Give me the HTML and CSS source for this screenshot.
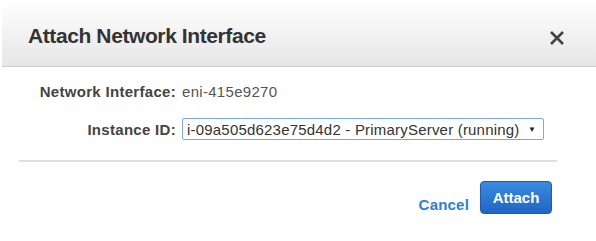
FILE: index.html
```html
<!DOCTYPE html>
<html lang="en">
<head>
<meta charset="UTF-8">
<title>Attach Network Interface</title>
<link rel="stylesheet" href="styles.css">
</head>
<body>

<div class="dialog">
  <div class="dialog-header">
    <h2>Attach Network Interface</h2>
    <span class="close">
      <svg width="16" height="16" viewBox="0 0 16 16"><path d="M2 2 L14 14 M14 2 L2 14" stroke="#444" stroke-width="2.6"/></svg>
    </span>
  </div>

  <div class="dialog-body">
    <div class="field">
      <span class="label">Network Interface:</span>
      <span class="value">eni-415e9270</span>
    </div>
    <div class="field">
      <label class="label" for="instance">Instance ID:</label>
      <div class="select-box" id="instance">
        <span>i-09a505d623e75d4d2 - PrimaryServer (running)</span>
        <span class="arrow">&#9660;</span>
      </div>
    </div>
  </div>

  <div class="dialog-footer">
    <a class="cancel" href="#">Cancel</a>
    <button type="button" class="attach">Attach</button>
  </div>
</div>

</body>
</html>
```

FILE: styles.css
```css
body {
  margin: 0;
  font-family: "Liberation Sans", Arial, sans-serif;
  background: #fff;
}
.dialog-header {
  height: 67px;
  box-sizing: border-box;
  margin-left: 2px;
  display: flex;
  align-items: center;
  justify-content: space-between;
  padding: 6px 31px 0 26px;
  background: linear-gradient(#ffffff, #e6e6e6);
  border-bottom: 1px solid #cfcfcf;
}
.dialog-header h2 {
  margin: 0;
  font-size: 21px;
  letter-spacing: -0.4px;
  font-weight: bold;
  color: #333;
}
.close {
  display: flex;
  padding-top: 4px;
}
.dialog-body {
  margin: 0 39px 0 19px;
  padding: 16px 0 20px;
  border-bottom: 2px solid #dedede;
}
.field {
  display: grid;
  grid-template-columns: 157px auto;
  column-gap: 6px;
  align-items: center;
  font-size: 15px;
  color: #444;
}
.field + .field {
  margin-top: 18px;
}
.label {
  text-align: right;
  font-weight: bold;
  letter-spacing: 0.3px;
}
.value {
  color: #555;
  letter-spacing: 0.3px;
}
.select-box {
  width: 362px;
  height: 22px;
  box-sizing: border-box;
  display: flex;
  align-items: center;
  justify-content: space-between;
  padding: 0 7px 0 4px;
  border: 1px solid #7aa7ea;
  border-radius: 2px;
  color: #333;
  letter-spacing: 0.2px;
}
.arrow {
  font-size: 8px;
  color: #222;
}
.dialog-footer {
  display: flex;
  justify-content: flex-end;
  align-items: center;
  gap: 11px;
  padding: 19px 44px 0 0;
}
.cancel {
  color: #2a80d6;
  font-weight: bold;
  font-size: 15px;
  letter-spacing: 0.2px;
  text-decoration: none;
  padding-top: 14px;
}
.attach {
  width: 72px;
  height: 33px;
  font-family: inherit;
  font-size: 15px;
  font-weight: bold;
  color: #fff;
  background: linear-gradient(#3a8ae0, #1f66c4);
  border: 1px solid #1a5cb0;
  border-radius: 4px;
}
```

_Exercise description_. Copy out all the data exactly; skip the pictures.

_Task result_.
Give me the HTML and CSS source for this screenshot.
FILE: index.html
```html
<!DOCTYPE html>
<html lang="en">
<head>
<meta charset="UTF-8">
<title>Attach Network Interface</title>
<link rel="stylesheet" href="styles.css">
</head>
<body>

<div class="dialog">
  <div class="dialog-header">
    <h2>Attach Network Interface</h2>
    <span class="close">
      <svg width="16" height="16" viewBox="0 0 16 16"><path d="M2 2 L14 14 M14 2 L2 14" stroke="#444" stroke-width="2.6"/></svg>
    </span>
  </div>

  <div class="dialog-body">
    <div class="field">
      <span class="label">Network Interface:</span>
      <span class="value">eni-415e9270</span>
    </div>
    <div class="field">
      <label class="label" for="instance">Instance ID:</label>
      <div class="select-box" id="instance">
        <span>i-09a505d623e75d4d2 - PrimaryServer (running)</span>
        <span class="arrow">&#9660;</span>
      </div>
    </div>
  </div>

  <div class="dialog-footer">
    <a class="cancel" href="#">Cancel</a>
    <button type="button" class="attach">Attach</button>
  </div>
</div>

</body>
</html>
```

FILE: styles.css
```css
body {
  margin: 0;
  font-family: "Liberation Sans", Arial, sans-serif;
  background: #fff;
}
.dialog-header {
  height: 67px;
  box-sizing: border-box;
  margin-left: 2px;
  display: flex;
  align-items: center;
  justify-content: space-between;
  padding: 6px 31px 0 26px;
  background: linear-gradient(#ffffff, #e6e6e6);
  border-bottom: 1px solid #cfcfcf;
}
.dialog-header h2 {
  margin: 0;
  font-size: 21px;
  letter-spacing: -0.4px;
  font-weight: bold;
  color: #333;
}
.close {
  display: flex;
  padding-top: 4px;
}
.dialog-body {
  margin: 0 39px 0 19px;
  padding: 16px 0 20px;
  border-bottom: 2px solid #dedede;
}
.field {
  display: grid;
  grid-template-columns: 157px auto;
  column-gap: 6px;
  align-items: center;
  font-size: 15px;
  color: #444;
}
.field + .field {
  margin-top: 18px;
}
.label {
  text-align: right;
  font-weight: bold;
  letter-spacing: 0.3px;
}
.value {
  color: #555;
  letter-spacing: 0.3px;
}
.select-box {
  width: 362px;
  height: 22px;
  box-sizing: border-box;
  display: flex;
  align-items: center;
  justify-content: space-between;
  padding: 0 7px 0 4px;
  border: 1px solid #7aa7ea;
  border-radius: 2px;
  color: #333;
  letter-spacing: 0.2px;
}
.arrow {
  font-size: 8px;
  color: #222;
}
.dialog-footer {
  display: flex;
  justify-content: flex-end;
  align-items: center;
  gap: 11px;
  padding: 19px 44px 0 0;
}
.cancel {
  color: #2a80d6;
  font-weight: bold;
  font-size: 15px;
  letter-spacing: 0.2px;
  text-decoration: none;
  padding-top: 14px;
}
.attach {
  width: 72px;
  height: 33px;
  font-family: inherit;
  font-size: 15px;
  font-weight: bold;
  color: #fff;
  background: linear-gradient(#3a8ae0, #1f66c4);
  border: 1px solid #1a5cb0;
  border-radius: 4px;
}
```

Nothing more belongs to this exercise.